One reason is that the culture of an organization — a corporation, a motorcycle gang or a nation — comes from the top.

Unlike Israel, the US and Europe haven’t marginalized their anti-Western extremists. Sometimes they hold the reins of power. The US elected a President — twice — who rejects the idea that the world should be led by the developed West, in particular the US.

His reaction to 9/11 is a case in point. Although we may be too close to see it, Sept. 11, 2001 was a historical inflection point of great significance.

George Bush responded in the traditional way, declaring war on those he perceived as the perpetrators. But Obama saw it differently, agreeing with Osama Bin Laden that the attack was a consequence of Western colonialism in the Middle East (especially support for Israel). While he still believed that those who were directly responsible and should be punished, he took the position that we ourselves are indirectly responsible, guilty of oppressing Muslims and meddling in their affairs. Like Charlie Hebdo or Pamela Geller, we brought it on ourselves.

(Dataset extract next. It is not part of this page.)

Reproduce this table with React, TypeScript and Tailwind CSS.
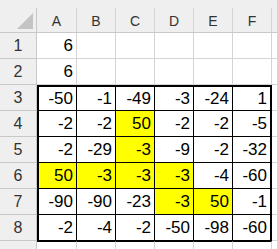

It’s certainly true that the West has exploited the less-developed world, and that wealth has been extracted — stolen, even — from it by amoral corporations. But the question is, should we therefore reject the principle that the world is better off under the enlightened (if sometimes coercive) leadership of the more developed cultures, and hand control to the ones that practice female genital mutilation, murder vaccinators, hang gays, and dream of genocide? The ruling Western culture might have its flaws, but there are far worse alternatives.

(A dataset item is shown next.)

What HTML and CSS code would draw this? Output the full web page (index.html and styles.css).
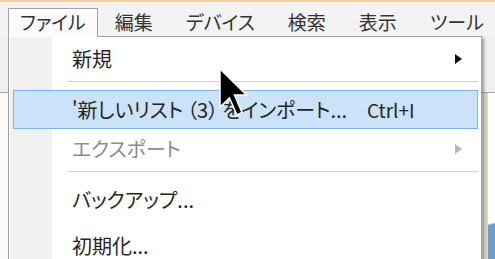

Unfortunately, it seems that the President of the US doesn’t agree.

Obama is a mystery that I don’t want to try to unravel today, but his attitude meshes with other things that are happening in the larger society. One of them is simple fear. There is nothing like a terrorist attack to make people think twice about doing or saying anything that might anger those prone to terrorism. Associated with the fear is the Stockholm Syndrome I mentioned before. Terror attacks are specifically intended to induce this syndrome.

There is also the idea, which I think is derived from Christian doctrine, that a ‘good’ person loves all humanity, even enemies. Conflict is seen as something that should be handled by making a greater effort to understand the other side and to help him to understand your own feelings. As you can imagine, negotiations with an enemy who does not share this mindset can easily be exploited.

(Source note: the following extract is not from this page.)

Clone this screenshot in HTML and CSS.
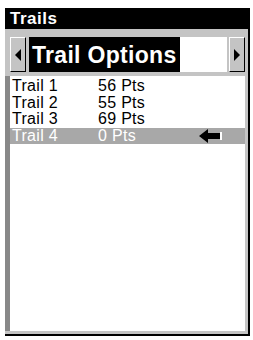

All this combined with the normal human expectation that the near future will resemble the recent past creates a very dangerous situation. We assume that because the West is massively more powerful than the Islamic State or Iran, that we could crush them like a bug if they ever really challenged our supremacy. But don’t forget the dictum that civilization involves a tradeoff of many small inconveniences for a few major catastrophes. The more technologically advanced an entity is, the more vulnerable it is to disruption. Terrorism can be a weapon of mass destruction.

In other words, the West could lose.

Israel is smaller than the US or Europe, but although the fact is obscured by the noise generated by the Left, Israel may be more unified and focused on the challenges it faces (this will be hard to believe for media-consuming Israelis, but I think it’s true).

If the US falls, then the time of Western ascendance is over. The civilized world can’t afford the luxury of an anti-Western president in Washington.